Property rights and allocation mechanisms

A central tool in modern fisheries economics is the allocation of harvesting rights through private or semi-private arrangements. The most widely discussed mechanism is individual transferable quotas (ITQs), also known as catch shares in some jurisdictions. Under ITQs, a fishery allocates a share of the total allowable catch to rights holders, who can harvest their share or trade it to others. This creates a tradable asset that carries a clear incentive to conserve stock because future harvests depend on the stock’s health. individual transferable quotas are often credited with reducing overfishing, stabilizing landings, and enabling more predictable planning for processors and communities.

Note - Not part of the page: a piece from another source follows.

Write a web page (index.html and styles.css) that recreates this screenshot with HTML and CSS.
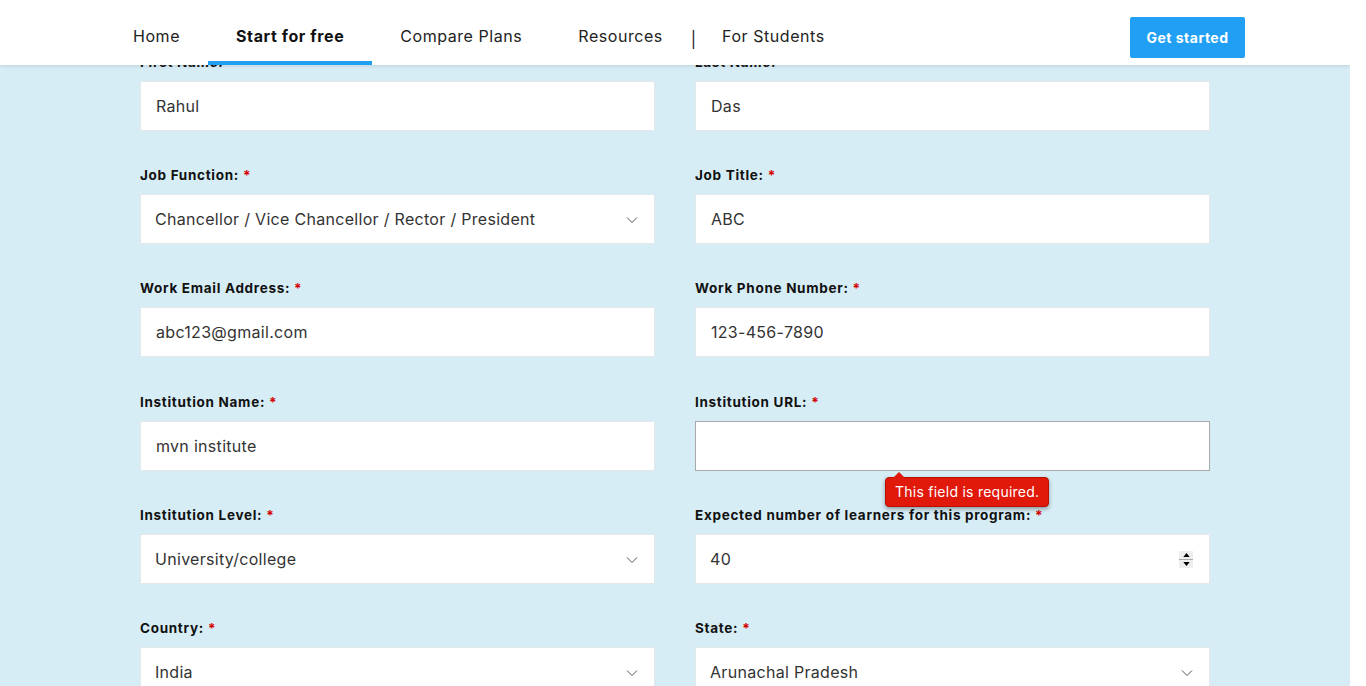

Catch shares and related rights-based approaches align incentives with stock health and long-run profitability. They also bring price signals to the management regime: if stock status improves, rights holders can harvest more efficiently, and if stock is stressed, rights can be reduced or traded away. This tends to discipline capacity growth—the addition of boats, gear, and labor—because those investments only pay off if rights are available to harvest.

However, the literature and real-world experience also show caveats. ITQs can lead to consolidation, with larger operators acquiring more rights and small-scale fishers losing access. In some cases, this has reduced local participation and widened income disparities in coastal communities. Critics argue that market-based allocations can neglect distributional concerns and cultural rights of indigenous peoples or small traditional fleets. Proponents respond that safeguards, co-management, and community quotas can preserve access while still delivering efficiency and stock health. The balance often hinges on governance design, not the tool in isolation. For discussions of the broader theory and practice, see fisheries management and open access.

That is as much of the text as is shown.